● **RECORDS PROVIDED**:

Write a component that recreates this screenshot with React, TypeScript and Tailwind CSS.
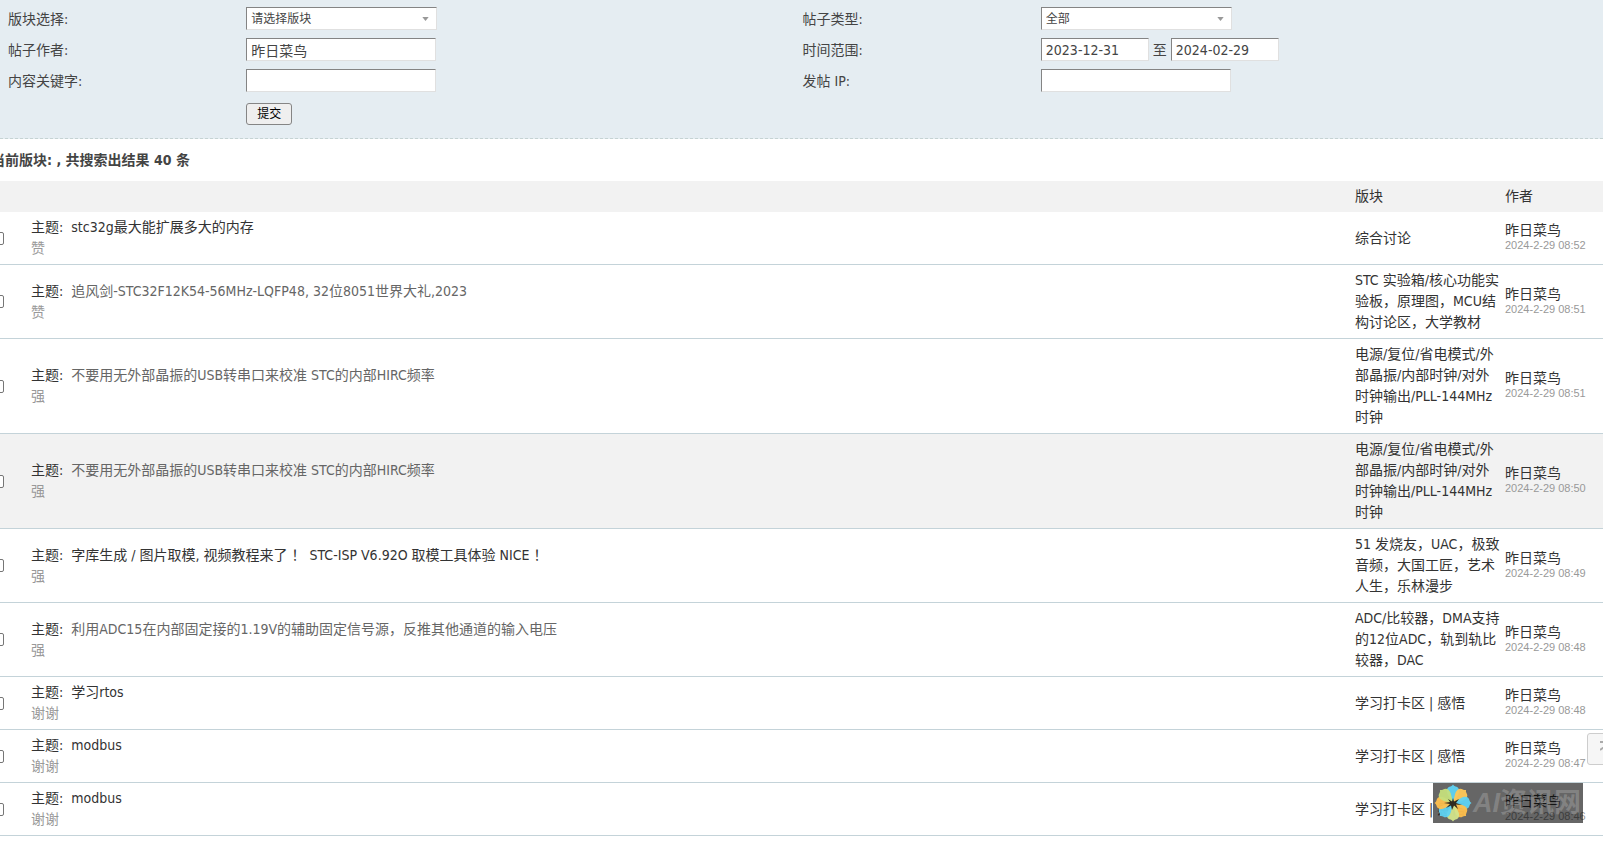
import { useState } from "react";

interface Post {
  id: number;
  title: string;
  // titles of threads that were already opened are drawn lighter
  visited?: boolean;
  hovered?: boolean;
  excerpt: string;
  forum: string;
  date: string;
}

const AUTHOR = "昨日菜鸟";

const POSTS: Post[] = [
  { id: 1, title: "stc32g最大能扩展多大的内存", excerpt: "赞", forum: "综合讨论", date: "2024-2-29 08:52" },
  {
    id: 2,
    title: "追风剑-STC32F12K54-56MHz-LQFP48, 32位8051世界大礼,2023",
    visited: true,
    excerpt: "赞",
    forum: "STC 实验箱/核心功能实验板，原理图，MCU结构讨论区，大学教材",
    date: "2024-2-29 08:51",
  },
  {
    id: 3,
    title: "不要用无外部晶振的USB转串口来校准 STC的内部HIRC频率",
    visited: true,
    excerpt: "强",
    forum: "电源/复位/省电模式/外部晶振/内部时钟/对外时钟输出/PLL-144MHz时钟",
    date: "2024-2-29 08:51",
  },
  {
    id: 4,
    title: "不要用无外部晶振的USB转串口来校准 STC的内部HIRC频率",
    visited: true,
    hovered: true,
    excerpt: "强",
    forum: "电源/复位/省电模式/外部晶振/内部时钟/对外时钟输出/PLL-144MHz时钟",
    date: "2024-2-29 08:50",
  },
  {
    id: 5,
    title: "字库生成 / 图片取模, 视频教程来了 ！ STC-ISP V6.92O 取模工具体验 NICE ！",
    excerpt: "强",
    forum: "51 发烧友，UAC，极致音频，大国工匠，艺术人生，乐林漫步",
    date: "2024-2-29 08:49",
  },
  {
    id: 6,
    title: "利用ADC15在内部固定接的1.19V的辅助固定信号源，反推其他通道的输入电压",
    visited: true,
    excerpt: "强",
    forum: "ADC/比较器，DMA支持的12位ADC，轨到轨比较器，DAC",
    date: "2024-2-29 08:48",
  },
  { id: 7, title: "学习rtos", excerpt: "谢谢", forum: "学习打卡区 | 感悟", date: "2024-2-29 08:48" },
  { id: 8, title: "modbus", excerpt: "谢谢", forum: "学习打卡区 | 感悟", date: "2024-2-29 08:47" },
  { id: 9, title: "modbus", excerpt: "谢谢", forum: "学习打卡区 | 感悟", date: "2024-2-29 08:46" },
];

// clockwise from the top
const PETALS = ["#5fd3f3", "#ffc857", "#5fd3f3", "#ffc04d", "#d3e58a", "#5fd3f3", "#ffc04d", "#c5df7c"];

const FIELD =
  "h-[23px] border border-t-[#848484] border-r-[#e0e0e0] border-b-[#e0e0e0] border-l-[#848484] bg-white px-1 text-[#444] outline-none";

const LABEL = "pt-0.5";

function SelectField({ id, options }: { id: string; options: string[] }) {
  return (
    <div className="relative w-[191px]">
      <select id={id} className={`${FIELD} block w-full appearance-none text-xs`}>
        {options.map((o) => (
          <option key={o}>{o}</option>
        ))}
      </select>
      <svg
        viewBox="0 0 8 5"
        className="pointer-events-none absolute top-2.5 right-2 h-1 w-[7px] fill-[#999]"
        aria-hidden
      >
        <path d="M0 0h8L4 5z" />
      </svg>
    </div>
  );
}

function SearchForm() {
  const [author, setAuthor] = useState(AUTHOR);
  const [from, setFrom] = useState("2023-12-31");
  const [to, setTo] = useState("2024-02-29");

  return (
    <form
      onSubmit={(e) => e.preventDefault()}
      className="border-b border-dashed border-[#c5d3d3] bg-[#e5edf2] pt-[7px] pr-1.5 pb-[13px] pl-2"
    >
      <div className="grid grid-cols-[15%_35%_15%_35%] items-center gap-y-2">
        <label htmlFor="forum" className={LABEL}>
          版块选择:
        </label>
        <SelectField id="forum" options={["请选择版块"]} />
        <label htmlFor="kind" className={LABEL}>
          帖子类型:
        </label>
        <SelectField id="kind" options={["全部"]} />

        <label htmlFor="author" className={LABEL}>
          帖子作者:
        </label>
        <input
          id="author"
          value={author}
          onChange={(e) => setAuthor(e.target.value)}
          className={`${FIELD} w-[190px]`}
        />
        <label htmlFor="from" className={LABEL}>
          时间范围:
        </label>
        <div className="flex items-center gap-1">
          <input
            id="from"
            value={from}
            onChange={(e) => setFrom(e.target.value)}
            className={`${FIELD} w-[108px]`}
          />
          <label htmlFor="to" className={LABEL}>
            至
          </label>
          <input
            id="to"
            value={to}
            onChange={(e) => setTo(e.target.value)}
            className={`${FIELD} w-[108px]`}
          />
        </div>

        <label htmlFor="keyword" className={LABEL}>
          内容关键字:
        </label>
        <input id="keyword" className={`${FIELD} w-[190px]`} />
        <label htmlFor="ip" className={LABEL}>
          发帖 IP:
        </label>
        <input id="ip" className={`${FIELD} w-[190px]`} />

        <button
          type="submit"
          className="col-start-2 mt-[3px] h-[22px] w-[46px] rounded-[3px] border border-[#858585] bg-[#efefef] text-xs leading-5 text-black"
        >
          提交
        </button>
      </div>
    </form>
  );
}

function PostRow({ post }: { post: Post }) {
  return (
    <tr className={`border-b border-[#c4d3d9] ${post.hovered ? "bg-[#f2f2f2]" : ""}`}>
      <td className="py-[5px]">
        <input
          type="checkbox"
          aria-label={post.title}
          className="block size-[13px] appearance-none rounded-[2px] border border-[#767676] bg-white"
        />
      </td>
      <td className="py-[5px]">
        <p>
          <span className="mr-2">主题:</span>
          <a href="#" className={post.visited ? "text-[#666]" : "text-[#333]"}>
            {post.title}
          </a>
        </p>
        <p className="text-[#999]">{post.excerpt}</p>
      </td>
      <td className="py-[5px] pr-[3px]">
        <a href="#">{post.forum}</a>
      </td>
      <td className="py-[5px] leading-[15px]">
        <a href="#" className="block">
          {AUTHOR}
        </a>
        <span className="block font-['Liberation_Sans',sans-serif] text-[11px] text-[#999]">
          {post.date}
        </span>
      </td>
    </tr>
  );
}

function SiteBadge() {
  return (
    <div className="pointer-events-none absolute right-5 bottom-[19px] flex h-10 w-[150px] items-center bg-black/60">
      <svg viewBox="-20 -20 40 40" className="size-10 shrink-0" aria-hidden>
        {PETALS.map((fill, i) => (
          <path
            key={i}
            d="M0 0L-5 -8C-7.5 -13 -5.5 -16 -2.5 -16.5Q-0.8 -17 0 -18.5Q0.8 -17 2.5 -16.5C5.5 -16 7.5 -13 5 -8Z"
            fill={fill}
            fillOpacity={0.95}
            transform={`rotate(${i * 45})`}
          />
        ))}
        <path
          d="M0 -5L1 -1.5L6 -4L3 0L9 2L3 1.5L5 6L1 2.5L-1 7L-2 2.5L-7 5L-3 1L-9 0L-3 -1L-5 -4L-1 -1.5Z"
          fill="#2f2a20"
        />
      </svg>
      <span className="text-[27px] leading-8 font-bold whitespace-nowrap text-white/20">
        <i className="font-['Liberation_Sans',sans-serif]">AI</i>资讯网
      </span>
    </div>
  );
}

function BackToTop() {
  return (
    <button
      type="button"
      aria-label="返回顶部"
      className="absolute -right-6 bottom-[77px] flex h-8 w-10 items-center justify-center rounded-[3px] border border-[#cdcdcd] bg-[#f6f6f6]"
    >
      <svg viewBox="0 0 14 16" className="h-4 w-3.5 fill-none stroke-[#aaa] stroke-2" aria-hidden>
        <path d="M0 1h14M0 9l7-5 7 5M7 5v11" />
      </svg>
    </button>
  );
}

export default function App() {
  return (
    <div className="relative min-h-screen overflow-hidden bg-white font-['DejaVu_Sans_Condensed','Noto_Sans_CJK_SC',sans-serif] text-sm leading-[21px] text-[#444]">
      <SearchForm />

      {/* the list runs slightly past the left edge of the window */}
      <main className="-ml-[9px]">
        <h2 className="pt-[11px] pb-[10px] font-bold">当前版块: , 共搜索出结果 40 条</h2>
        <table className="w-full table-fixed border-collapse text-left text-[#333]">
          <colgroup>
            <col className="w-10" />
            <col />
            <col className="w-[150px]" />
            <col className="w-[98px]" />
          </colgroup>
          <thead>
            <tr className="bg-[#f2f2f2]">
              <th />
              <th />
              <th className="py-[5px] font-normal">版块</th>
              <th className="py-[5px] font-normal">作者</th>
            </tr>
          </thead>
          <tbody>
            {POSTS.map((post) => (
              <PostRow key={post.id} post={post} />
            ))}
          </tbody>
        </table>
      </main>

      <BackToTop />
      <SiteBadge />
    </div>
  );
}
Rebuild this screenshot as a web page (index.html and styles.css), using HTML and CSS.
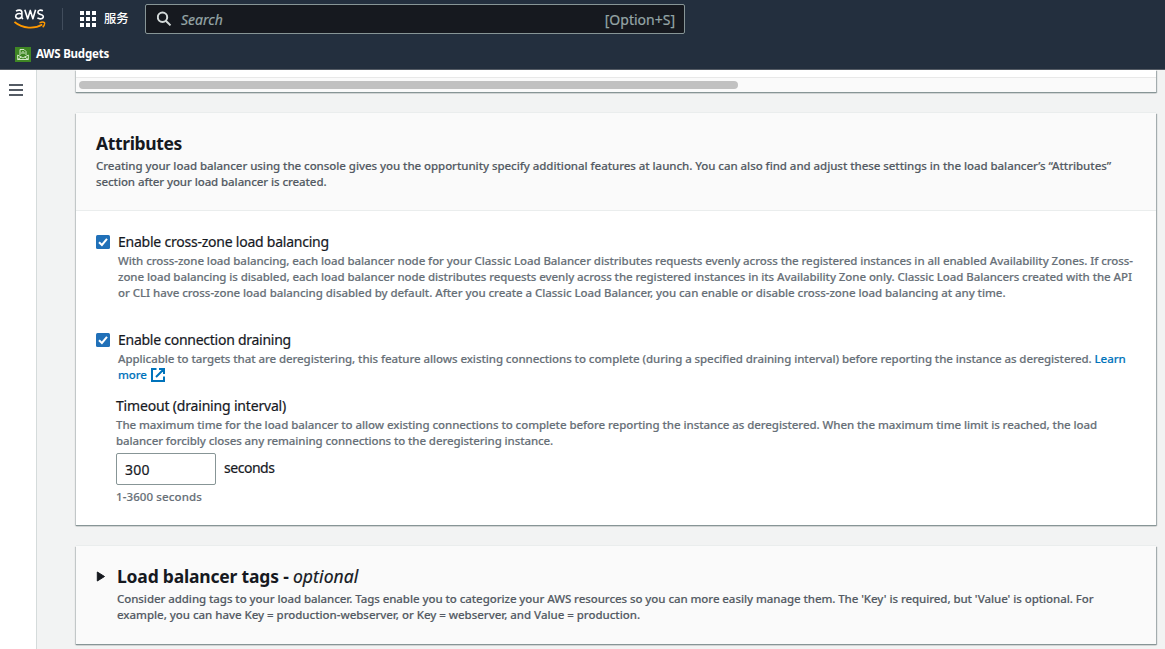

● **OBJECTIVE**: From the entries above, return each line with the word "screenshot" in it.

● **COMPLETE RESPONSE**:
Write a component that recreates this screenshot with React, TypeScript and Tailwind CSS.
Rebuild this screenshot as a web page (index.html and styles.css), using HTML and CSS.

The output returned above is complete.